Web page code records
--------
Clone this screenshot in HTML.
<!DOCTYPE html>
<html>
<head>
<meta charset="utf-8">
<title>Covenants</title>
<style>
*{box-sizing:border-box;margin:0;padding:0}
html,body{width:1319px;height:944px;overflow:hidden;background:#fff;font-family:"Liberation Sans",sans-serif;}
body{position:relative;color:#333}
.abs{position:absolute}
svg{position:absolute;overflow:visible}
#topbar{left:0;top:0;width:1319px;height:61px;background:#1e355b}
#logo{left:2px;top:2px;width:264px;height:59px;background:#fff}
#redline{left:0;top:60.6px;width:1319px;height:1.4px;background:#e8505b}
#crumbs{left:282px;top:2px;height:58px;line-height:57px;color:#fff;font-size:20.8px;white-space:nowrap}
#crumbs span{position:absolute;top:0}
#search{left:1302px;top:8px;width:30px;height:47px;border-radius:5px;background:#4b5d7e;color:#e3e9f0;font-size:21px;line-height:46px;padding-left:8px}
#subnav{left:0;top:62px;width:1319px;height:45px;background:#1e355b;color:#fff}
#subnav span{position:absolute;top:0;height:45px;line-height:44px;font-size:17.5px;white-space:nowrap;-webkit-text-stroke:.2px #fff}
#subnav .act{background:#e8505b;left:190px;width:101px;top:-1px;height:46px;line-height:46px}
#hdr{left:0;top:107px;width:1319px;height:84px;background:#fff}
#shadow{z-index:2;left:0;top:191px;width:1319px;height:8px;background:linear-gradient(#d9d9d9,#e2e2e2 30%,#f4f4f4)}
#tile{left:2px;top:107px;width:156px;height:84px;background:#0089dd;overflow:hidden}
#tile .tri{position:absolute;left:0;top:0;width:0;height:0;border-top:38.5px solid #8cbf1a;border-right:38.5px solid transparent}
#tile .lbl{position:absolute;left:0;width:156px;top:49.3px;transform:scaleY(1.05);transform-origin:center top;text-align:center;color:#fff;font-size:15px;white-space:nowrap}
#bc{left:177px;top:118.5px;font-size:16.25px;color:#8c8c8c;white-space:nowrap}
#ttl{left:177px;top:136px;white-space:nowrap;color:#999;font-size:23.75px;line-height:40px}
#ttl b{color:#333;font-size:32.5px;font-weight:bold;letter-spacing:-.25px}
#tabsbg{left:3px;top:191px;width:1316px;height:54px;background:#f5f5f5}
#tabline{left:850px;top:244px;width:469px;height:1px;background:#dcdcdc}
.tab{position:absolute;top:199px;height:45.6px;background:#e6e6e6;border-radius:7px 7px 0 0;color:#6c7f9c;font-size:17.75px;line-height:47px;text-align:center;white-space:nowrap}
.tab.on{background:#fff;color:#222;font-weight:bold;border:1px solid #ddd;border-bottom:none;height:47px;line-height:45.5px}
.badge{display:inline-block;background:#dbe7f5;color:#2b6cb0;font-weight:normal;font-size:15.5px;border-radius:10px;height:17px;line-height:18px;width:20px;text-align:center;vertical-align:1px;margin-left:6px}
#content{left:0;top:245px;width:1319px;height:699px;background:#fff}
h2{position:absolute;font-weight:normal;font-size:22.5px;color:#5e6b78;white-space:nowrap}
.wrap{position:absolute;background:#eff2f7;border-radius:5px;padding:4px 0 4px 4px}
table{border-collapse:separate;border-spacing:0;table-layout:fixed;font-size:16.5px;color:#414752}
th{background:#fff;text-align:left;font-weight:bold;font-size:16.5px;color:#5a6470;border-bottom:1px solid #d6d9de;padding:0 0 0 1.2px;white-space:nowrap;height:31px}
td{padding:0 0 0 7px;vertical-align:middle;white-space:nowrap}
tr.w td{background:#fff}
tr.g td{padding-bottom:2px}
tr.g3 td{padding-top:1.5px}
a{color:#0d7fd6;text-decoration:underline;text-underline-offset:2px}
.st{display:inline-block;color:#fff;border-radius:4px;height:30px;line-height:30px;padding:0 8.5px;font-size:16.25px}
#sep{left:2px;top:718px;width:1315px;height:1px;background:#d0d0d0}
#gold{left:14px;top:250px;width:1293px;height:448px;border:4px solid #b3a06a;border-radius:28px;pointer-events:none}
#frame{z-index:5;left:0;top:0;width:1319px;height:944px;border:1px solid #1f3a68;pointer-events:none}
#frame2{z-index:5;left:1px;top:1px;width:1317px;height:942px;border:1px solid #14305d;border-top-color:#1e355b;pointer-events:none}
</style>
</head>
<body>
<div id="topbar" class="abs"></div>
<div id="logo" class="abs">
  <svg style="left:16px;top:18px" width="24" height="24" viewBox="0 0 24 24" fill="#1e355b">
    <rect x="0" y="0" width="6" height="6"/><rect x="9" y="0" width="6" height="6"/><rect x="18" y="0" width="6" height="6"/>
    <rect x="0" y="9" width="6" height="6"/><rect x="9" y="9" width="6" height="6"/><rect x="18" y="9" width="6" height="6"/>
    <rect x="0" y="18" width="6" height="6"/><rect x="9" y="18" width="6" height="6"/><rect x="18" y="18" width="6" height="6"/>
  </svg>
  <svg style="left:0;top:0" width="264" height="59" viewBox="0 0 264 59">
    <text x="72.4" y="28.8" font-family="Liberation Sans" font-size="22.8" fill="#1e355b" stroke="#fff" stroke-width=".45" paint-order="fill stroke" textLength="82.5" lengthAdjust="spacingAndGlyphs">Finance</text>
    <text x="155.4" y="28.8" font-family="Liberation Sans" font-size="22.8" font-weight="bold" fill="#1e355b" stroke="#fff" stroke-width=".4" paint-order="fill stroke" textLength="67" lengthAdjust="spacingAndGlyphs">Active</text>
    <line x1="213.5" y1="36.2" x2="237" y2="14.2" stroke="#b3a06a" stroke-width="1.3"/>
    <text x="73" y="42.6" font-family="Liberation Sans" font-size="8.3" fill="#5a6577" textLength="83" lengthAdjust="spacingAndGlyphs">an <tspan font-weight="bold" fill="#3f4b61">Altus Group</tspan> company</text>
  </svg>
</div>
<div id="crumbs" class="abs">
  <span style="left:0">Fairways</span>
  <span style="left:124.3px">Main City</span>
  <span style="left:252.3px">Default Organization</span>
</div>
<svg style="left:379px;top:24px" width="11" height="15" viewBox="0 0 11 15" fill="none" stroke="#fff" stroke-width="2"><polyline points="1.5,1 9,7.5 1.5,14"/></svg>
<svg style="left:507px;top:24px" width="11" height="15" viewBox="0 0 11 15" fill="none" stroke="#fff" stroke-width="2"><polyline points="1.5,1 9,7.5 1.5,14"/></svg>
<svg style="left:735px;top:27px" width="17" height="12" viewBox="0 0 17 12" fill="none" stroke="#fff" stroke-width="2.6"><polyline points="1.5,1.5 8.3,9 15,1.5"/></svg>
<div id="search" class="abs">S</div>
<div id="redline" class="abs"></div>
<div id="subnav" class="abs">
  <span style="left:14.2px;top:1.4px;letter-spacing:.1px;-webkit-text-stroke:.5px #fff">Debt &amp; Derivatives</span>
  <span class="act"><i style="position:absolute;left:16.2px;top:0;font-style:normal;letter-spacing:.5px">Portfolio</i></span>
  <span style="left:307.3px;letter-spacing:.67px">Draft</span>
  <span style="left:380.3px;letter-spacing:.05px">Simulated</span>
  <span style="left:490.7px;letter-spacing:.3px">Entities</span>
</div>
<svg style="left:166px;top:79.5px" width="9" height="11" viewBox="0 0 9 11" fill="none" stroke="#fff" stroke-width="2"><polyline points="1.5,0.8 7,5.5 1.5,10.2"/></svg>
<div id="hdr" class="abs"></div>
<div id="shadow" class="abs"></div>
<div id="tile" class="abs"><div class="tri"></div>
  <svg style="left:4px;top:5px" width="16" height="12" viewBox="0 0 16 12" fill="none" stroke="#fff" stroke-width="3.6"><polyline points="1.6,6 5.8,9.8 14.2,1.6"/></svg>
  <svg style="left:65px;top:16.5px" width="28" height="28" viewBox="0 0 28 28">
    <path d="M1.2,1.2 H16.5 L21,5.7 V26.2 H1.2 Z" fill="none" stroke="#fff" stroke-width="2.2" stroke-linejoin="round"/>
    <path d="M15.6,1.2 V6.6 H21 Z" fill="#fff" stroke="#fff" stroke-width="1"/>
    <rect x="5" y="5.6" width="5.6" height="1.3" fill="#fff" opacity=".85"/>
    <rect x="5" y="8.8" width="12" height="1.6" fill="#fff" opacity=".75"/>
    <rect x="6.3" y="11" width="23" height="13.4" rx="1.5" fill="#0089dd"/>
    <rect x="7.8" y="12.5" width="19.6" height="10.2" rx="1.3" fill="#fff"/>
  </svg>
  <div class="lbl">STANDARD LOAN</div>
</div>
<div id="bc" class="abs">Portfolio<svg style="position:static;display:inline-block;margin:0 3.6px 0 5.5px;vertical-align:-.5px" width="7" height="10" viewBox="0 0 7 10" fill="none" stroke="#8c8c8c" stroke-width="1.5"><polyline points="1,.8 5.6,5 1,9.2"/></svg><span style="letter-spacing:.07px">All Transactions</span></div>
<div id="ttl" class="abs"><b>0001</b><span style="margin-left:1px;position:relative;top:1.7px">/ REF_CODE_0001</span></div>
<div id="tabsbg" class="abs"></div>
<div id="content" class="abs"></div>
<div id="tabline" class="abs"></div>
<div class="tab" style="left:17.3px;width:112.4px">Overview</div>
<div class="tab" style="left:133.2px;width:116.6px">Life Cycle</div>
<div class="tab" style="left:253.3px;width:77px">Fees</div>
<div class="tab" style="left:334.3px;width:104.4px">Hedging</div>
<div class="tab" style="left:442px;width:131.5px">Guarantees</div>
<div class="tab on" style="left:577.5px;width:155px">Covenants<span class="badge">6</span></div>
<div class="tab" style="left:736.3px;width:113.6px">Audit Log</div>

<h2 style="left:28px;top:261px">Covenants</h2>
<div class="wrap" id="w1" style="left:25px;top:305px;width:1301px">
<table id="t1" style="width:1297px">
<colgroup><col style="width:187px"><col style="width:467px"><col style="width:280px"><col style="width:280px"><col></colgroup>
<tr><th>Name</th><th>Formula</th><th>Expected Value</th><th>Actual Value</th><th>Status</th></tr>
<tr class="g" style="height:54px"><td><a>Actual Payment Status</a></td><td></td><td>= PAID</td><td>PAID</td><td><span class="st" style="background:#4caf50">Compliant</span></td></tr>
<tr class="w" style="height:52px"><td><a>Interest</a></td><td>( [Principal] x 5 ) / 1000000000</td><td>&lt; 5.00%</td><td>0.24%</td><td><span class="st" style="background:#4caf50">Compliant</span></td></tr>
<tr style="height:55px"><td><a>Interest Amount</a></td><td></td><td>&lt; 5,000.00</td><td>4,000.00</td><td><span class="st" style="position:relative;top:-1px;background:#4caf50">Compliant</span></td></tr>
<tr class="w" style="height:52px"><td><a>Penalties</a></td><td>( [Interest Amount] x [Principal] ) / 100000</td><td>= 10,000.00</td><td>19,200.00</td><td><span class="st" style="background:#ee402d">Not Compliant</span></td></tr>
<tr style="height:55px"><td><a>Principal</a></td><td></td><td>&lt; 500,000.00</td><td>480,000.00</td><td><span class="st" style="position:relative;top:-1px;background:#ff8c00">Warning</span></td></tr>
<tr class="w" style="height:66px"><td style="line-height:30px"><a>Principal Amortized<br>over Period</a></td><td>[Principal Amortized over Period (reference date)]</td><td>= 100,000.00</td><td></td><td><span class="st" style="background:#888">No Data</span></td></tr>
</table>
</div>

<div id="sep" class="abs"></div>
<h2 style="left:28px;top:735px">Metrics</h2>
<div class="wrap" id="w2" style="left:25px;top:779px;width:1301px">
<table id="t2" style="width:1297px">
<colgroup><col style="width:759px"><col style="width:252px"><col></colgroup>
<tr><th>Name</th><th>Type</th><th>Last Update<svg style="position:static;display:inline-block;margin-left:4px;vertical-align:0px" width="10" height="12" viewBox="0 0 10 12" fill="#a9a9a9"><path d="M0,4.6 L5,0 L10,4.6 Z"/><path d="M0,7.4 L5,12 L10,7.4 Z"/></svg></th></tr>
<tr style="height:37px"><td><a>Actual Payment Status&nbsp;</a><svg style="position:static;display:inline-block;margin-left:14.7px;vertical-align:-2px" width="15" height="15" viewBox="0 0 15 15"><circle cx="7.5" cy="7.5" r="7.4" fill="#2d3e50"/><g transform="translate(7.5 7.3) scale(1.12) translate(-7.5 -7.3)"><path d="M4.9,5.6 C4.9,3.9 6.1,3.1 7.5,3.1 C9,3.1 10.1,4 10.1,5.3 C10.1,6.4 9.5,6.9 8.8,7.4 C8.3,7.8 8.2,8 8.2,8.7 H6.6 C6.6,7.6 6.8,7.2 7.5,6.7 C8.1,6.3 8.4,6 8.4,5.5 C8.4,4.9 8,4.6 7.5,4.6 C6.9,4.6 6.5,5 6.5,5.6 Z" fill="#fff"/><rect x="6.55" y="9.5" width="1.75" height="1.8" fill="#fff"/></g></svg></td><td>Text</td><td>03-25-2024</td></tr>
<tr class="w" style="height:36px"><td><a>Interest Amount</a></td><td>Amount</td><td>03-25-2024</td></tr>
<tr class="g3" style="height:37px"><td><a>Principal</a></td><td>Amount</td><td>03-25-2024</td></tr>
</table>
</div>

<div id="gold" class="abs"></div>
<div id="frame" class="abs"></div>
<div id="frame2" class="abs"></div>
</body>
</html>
--------
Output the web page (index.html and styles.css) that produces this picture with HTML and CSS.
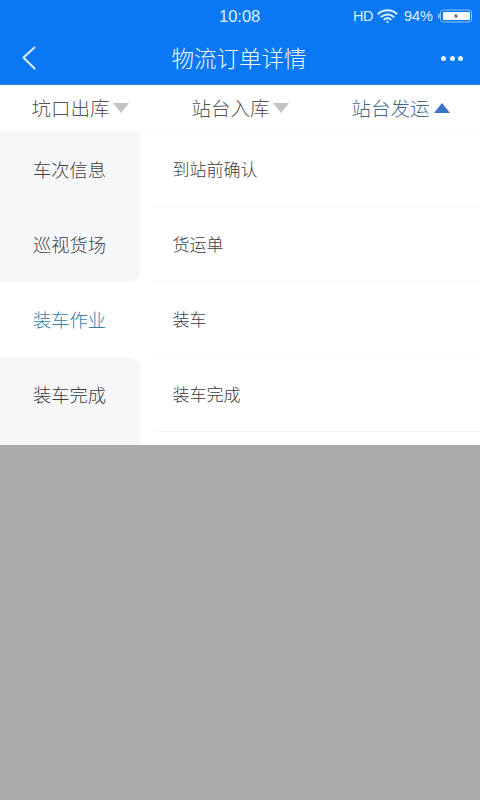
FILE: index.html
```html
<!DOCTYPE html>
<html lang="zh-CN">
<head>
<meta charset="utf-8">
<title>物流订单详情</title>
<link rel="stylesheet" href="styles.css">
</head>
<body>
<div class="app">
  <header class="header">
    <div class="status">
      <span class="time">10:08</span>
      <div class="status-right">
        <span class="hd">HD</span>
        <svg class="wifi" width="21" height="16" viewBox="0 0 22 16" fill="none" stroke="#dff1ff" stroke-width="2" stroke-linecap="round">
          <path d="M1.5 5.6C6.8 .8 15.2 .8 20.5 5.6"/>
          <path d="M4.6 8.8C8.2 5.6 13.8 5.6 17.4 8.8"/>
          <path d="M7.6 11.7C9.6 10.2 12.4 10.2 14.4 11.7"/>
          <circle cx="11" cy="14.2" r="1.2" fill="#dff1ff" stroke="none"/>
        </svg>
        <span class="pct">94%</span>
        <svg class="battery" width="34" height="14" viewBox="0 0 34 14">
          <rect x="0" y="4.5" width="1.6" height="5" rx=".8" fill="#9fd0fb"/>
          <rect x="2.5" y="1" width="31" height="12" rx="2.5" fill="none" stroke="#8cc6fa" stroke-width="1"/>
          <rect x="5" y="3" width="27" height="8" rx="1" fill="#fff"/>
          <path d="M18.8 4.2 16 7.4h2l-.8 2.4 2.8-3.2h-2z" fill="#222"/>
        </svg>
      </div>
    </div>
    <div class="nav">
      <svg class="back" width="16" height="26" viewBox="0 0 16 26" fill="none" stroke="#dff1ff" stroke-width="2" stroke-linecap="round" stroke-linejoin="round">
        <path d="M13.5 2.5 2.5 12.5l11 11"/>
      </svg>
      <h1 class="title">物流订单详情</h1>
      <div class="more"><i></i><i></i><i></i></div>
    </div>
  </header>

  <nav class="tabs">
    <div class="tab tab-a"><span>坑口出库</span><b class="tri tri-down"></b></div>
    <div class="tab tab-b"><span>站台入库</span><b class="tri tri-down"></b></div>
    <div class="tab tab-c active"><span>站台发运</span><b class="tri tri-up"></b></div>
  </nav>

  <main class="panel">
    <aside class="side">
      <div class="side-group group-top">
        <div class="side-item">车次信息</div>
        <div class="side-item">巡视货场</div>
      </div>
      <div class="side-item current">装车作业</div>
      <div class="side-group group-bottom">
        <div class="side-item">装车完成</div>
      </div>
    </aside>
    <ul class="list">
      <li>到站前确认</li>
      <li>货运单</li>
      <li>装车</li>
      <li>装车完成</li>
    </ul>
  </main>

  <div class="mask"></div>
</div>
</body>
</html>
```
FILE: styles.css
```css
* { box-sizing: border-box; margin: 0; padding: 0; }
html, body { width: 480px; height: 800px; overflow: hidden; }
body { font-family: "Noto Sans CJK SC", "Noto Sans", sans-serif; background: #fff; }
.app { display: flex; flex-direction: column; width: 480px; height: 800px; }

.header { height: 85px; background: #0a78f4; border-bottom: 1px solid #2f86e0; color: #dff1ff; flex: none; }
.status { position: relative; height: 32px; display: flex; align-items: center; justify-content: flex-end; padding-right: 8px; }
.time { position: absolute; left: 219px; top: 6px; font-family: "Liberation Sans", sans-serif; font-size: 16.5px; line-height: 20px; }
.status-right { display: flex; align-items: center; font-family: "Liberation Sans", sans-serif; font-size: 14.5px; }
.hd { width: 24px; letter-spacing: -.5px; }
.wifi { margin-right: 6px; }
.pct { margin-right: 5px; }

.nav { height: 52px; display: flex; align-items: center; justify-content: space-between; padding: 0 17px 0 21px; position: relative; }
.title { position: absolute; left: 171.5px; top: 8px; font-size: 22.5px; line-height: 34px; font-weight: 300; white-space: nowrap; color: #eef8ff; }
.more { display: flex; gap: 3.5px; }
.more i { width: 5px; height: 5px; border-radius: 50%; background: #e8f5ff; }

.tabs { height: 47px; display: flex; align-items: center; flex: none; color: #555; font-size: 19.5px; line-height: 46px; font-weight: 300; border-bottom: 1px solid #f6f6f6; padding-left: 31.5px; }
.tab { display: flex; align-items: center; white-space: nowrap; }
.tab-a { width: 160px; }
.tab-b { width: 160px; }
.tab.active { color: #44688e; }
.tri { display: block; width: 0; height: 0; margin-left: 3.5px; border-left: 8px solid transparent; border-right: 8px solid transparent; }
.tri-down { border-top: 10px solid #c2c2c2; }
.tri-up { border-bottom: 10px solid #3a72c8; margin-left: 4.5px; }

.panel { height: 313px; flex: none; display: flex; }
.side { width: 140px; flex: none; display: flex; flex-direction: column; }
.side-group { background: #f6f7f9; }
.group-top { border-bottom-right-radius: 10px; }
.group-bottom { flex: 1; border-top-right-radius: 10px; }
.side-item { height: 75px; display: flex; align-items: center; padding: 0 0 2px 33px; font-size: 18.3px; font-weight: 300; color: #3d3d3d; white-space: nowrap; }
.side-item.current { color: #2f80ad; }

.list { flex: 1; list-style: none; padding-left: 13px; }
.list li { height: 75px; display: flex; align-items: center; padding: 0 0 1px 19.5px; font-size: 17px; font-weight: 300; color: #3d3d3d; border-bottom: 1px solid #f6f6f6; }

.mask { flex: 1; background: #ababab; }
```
--------
_AIM OF THE EXERCISE:_ Determine how many lines of the data contain "this" and give nothing but that number.

_EXERCISE ANSWER:_ 2